Waltz at work with some of her
Waltz at work with some of her “guests”

“I felt that I had been working so much that I needed an opening. I felt very drained, and that I had to recharge myself with new experiences. So I said this year was a year where I don’t create new work. Also to have this period here where I am looking back at what I’ve done, to look at my life from a distance… Now I’m also thinking not only about my work, its maybe a time in life where I really have done a lot and I’m thinking and asking myself what do I really want to do? I’m questioning… Does it have a social relevance? Now I want maybe to do something that is more concerned with the body.” Waltz claimed the time in LA to rest, reflect, open herself to new influences and nourish her “inner self” before stepping out again.

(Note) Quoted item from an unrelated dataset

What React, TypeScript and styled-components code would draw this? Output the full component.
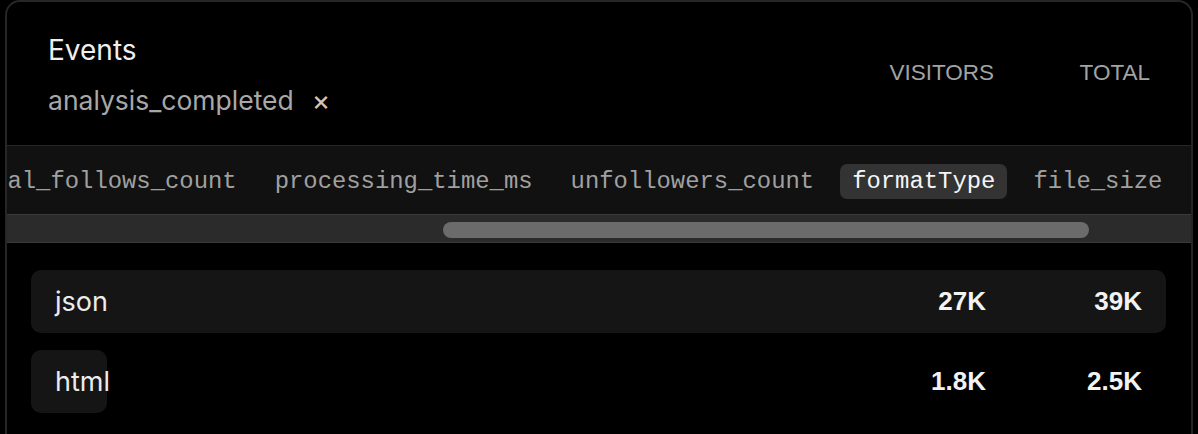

Although today due in part to financial constraints she no longer maintains Sasha Waltz & Guests in a conventional manner with permanent company members, she keeps the same structure and continues to tour and provide ample regular work for a large number of these dancers – many of whom she has worked with for over twenty years. She also maintains three rehearsal masters, and an office with about twenty-five people.

A dancer swimming underwater as part of a museum  installation
A dancer swimming underwater as part of a museum installation

Seemingly unstoppable, Sasha Waltz continues to live from her work, allowing it to inform her life and vice versa on every level, with even her children participating at times in performances.  A truly visionary artist she is unafraid of challenges or of asking tough questions either of herself, of her collaborators, or of her audiences. Waltz’s work is simultaneously otherworldly and deeply, deeply human. And as evidenced in the teaser for the film by Brigitte Kramer, Sasha Waltz: A Portrait deals with the most important years of her international career, her work seems to get better, bigger, and more profoundly and uniquely her own.